3. runtime.LockOSThread() walkthrough¶

The OS-thread lock is one of the most-misunderstood APIs. Source is short and worth memorising.

// from runtime/proc.go, simplified
func LockOSThread() {
    if atomic.Load(&newmHandoff.haveTemplateThread) == 0 && GOOS != "plan9" {
        startTemplateThread()
    }
    gp := getg()
    gp.m.lockedExt++
    if gp.m.lockedExt == 0 { gp.m.lockedExt--; panic("LockOSThread nesting overflow") }
    dolockOSThread()
}

func dolockOSThread() {
    if GOARCH == "wasm" { return }
    gp := getg()
    gp.m.lockedg.set(gp)
    gp.lockedm.set(gp.m)
}

func UnlockOSThread() {
    gp := getg()
    if gp.m.lockedExt == 0 { return }
    gp.m.lockedExt--
    dounlockOSThread(false)
}

func dounlockOSThread() {
    gp := getg()
    if gp.m.lockedInt != 0 || gp.m.lockedExt != 0 { return }
    gp.m.lockedg = 0
    gp.lockedm = 0
}

Key invariants:

1. m.lockedg and g.lockedm form a bidirectional binding. Once set, the scheduler refuses to run this G on any other M, and refuses to release this M for reuse on any other G.
2. lockedExt is the user-callable counter; lockedInt is the runtime's own counter used for cgo and signal handling. Both must reach zero for the binding to release.
3. The lock survives across Gosched and channel ops — they only switch goroutines, never Ms. It does not survive across goroutine exit; the G dies, the M is unlocked.
4. When a locked G exits without unlocking, the M is terminated (not pooled). This is intentional: the user grabbed thread-local state we cannot safely reuse.
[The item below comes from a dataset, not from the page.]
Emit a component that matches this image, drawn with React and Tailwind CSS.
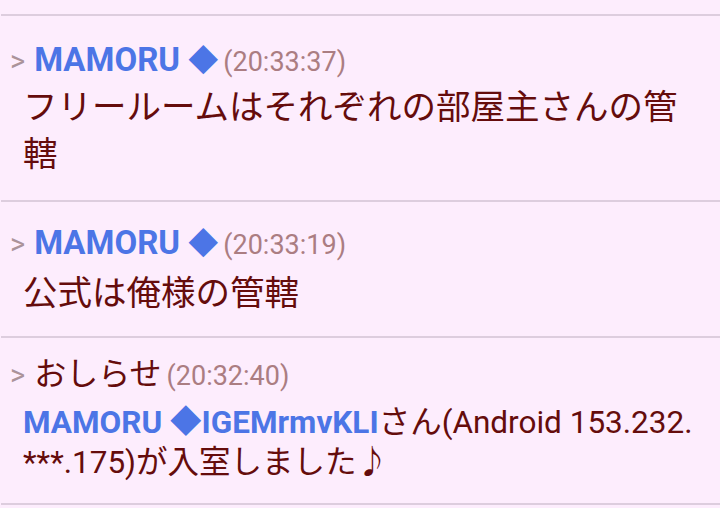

Use cases the design supports: OpenGL contexts (per-thread state), some syscall families (setuid, unshare on Linux), CGO libraries that store data in pthread_setspecific, locked goroutines that must observe a specific os.Geteuid().

4. runtime.Gosched() walkthrough¶

// from runtime/proc.go, simplified
func Gosched() {
    checkTimeouts()
    mcall(gosched_m)
}

func gosched_m(gp *g) {
    if trace.enabled { traceGoSched() }
    goschedImpl(gp)
}

func goschedImpl(gp *g) {
    status := readgstatus(gp)
    if status&^_Gscan != _Grunning { throw("bad g status") }
    casgstatus(gp, _Grunning, _Grunnable)
    dropg()
    lock(&sched.lock)
    globrunqput(gp)
    unlock(&sched.lock)
    schedule()
}

mcall is a special primitive that switches from the user goroutine's stack to the M's g0 (scheduler) stack and invokes gosched_m with the previous G as argument. From g0's vantage point:

1. Transition the user G from _Grunning to _Grunnable.
2. dropg: detach the G from the current P/M.
3. Push the G onto the global run queue (not the local one — Gosched is a fairness primitive; local re-enqueue would let the same G run again immediately).
4. Call schedule() to pick the next G.

Cost: ~150 ns on modern x86. Mostly the lock + global queue manipulation. runtime.Gosched() is cooperative — preemption (since go1.14) is signal-driven and does not call Gosched.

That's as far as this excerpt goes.